3C Pooled Time-Series Cross-Sectional Analysis
Robert Walker, Willamette University, Oregon.
5 - 16 August (two week course / 35 hrs)
Detailed Course Outline [PDF]
Course Content
This course is designed for students who already have training in basic statistics and knowledge of linear regression analysis. The course deals with problems arising from combining the time and space dimension in statistical data analysis. In particular, we will work with aggregated time series cross-sectional data e.g. countries over time. This data structure has the advantage of allowing for testing highly general theories with a wide scope but renders data analysis more complicated because one has to consider the time series aspects (dynamics) and cross-sectional aspects (spatial correlation/unit heterogeneity) at the same time. The course gives an overview of the problems arising from this complex data structure and also provides techniques to control and account for specific complications.
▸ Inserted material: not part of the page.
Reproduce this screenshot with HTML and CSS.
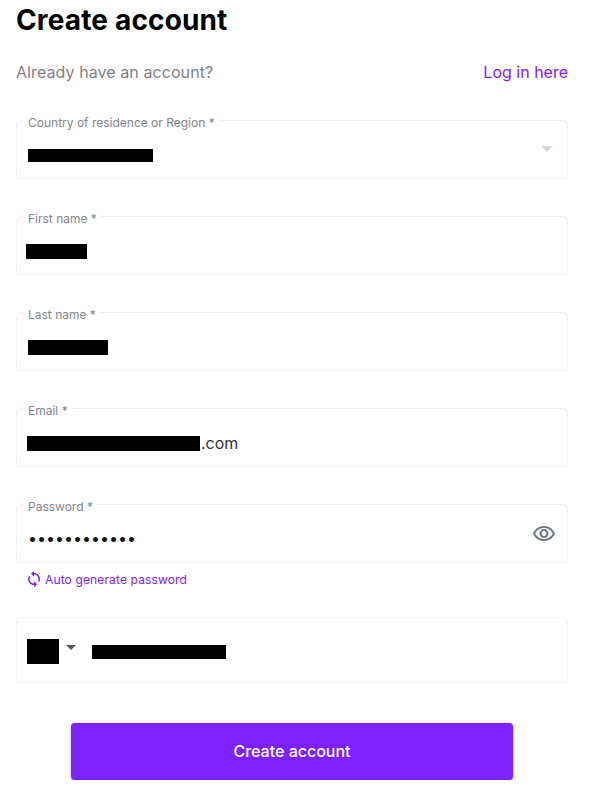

We will start out by discussing characteristics and types of pooled data and underlying assumptions of basic statistical models for panel data. In addition, this course shows how to deal with specification problems such as complex error structures, different kinds of heterogeneity (e.g. unit and slope), dynamic specification issues (lag structures), missing data, spatial heterogeneity and dependency, time invariant and rarely changing variables in panel data analysis with correlated unit specific effects among others. Furthermore, we will look at different data generating processes and adequate estimation procedures for e.g. binary choice and limited dependent variable models. The course combines a more theoretical introduction with practical analysis of diverse data sets using STATA. Students are encouraged to bring their own data sets and present their research projects and empirical analysis during the course.
Course Objectives
The course requires knowledge of inferential statistics, (some) calculus and considerable linear algebra (matrices) and is designed to further develop the understanding of statistical problems arising from the complex structure of pooled data. The course mostly deals with questions of specification and model choice and is therefore a very practical course which should enable students to link their empirical models closer to their theoretical arguments and make model choices that are adequate for the data structure at hand. The course materials are designed to help participants to solve their own estimation problems and increase the reliability and efficiency of their statistical results. The course is targeted at social and political scientists as well as economists with average statistical skills with a strong interest in applied empirical research and data analysis. The focus lies on practical problems of macro panel data analysis.
Course Prerequisites
The course requires average or better skills and knowledge in inferential statistics, including basic understanding of maximum likelihood and generalized linear estimation methods. In addition, participants should have an understanding of matrix algebra and, to a lesser extent, calculus, though the main focus of the course is applied. In addition, participants are required to have a basic familiarity with STATA. The course is designed to build on a good working knowledge of cross-section multiple regression models and basic multivariate time-series models. This includes knowledge of the underlying assumption of basic linear models and how to deal with violations (heteroskedasticity, autocorrelation) of those assumptions. Participants should be able to interpret regression co-efficients, standard errors and significance tests.
Reading
A course reader will be assembled in place of a central textbook.
Baltagi, Badi H. 2008. Econometric Analysis of Panel Data. Wiley and Sons Ltd.
Hsiao, Cheng, 2003. Analysis of Panel Data. Cambridge University Press.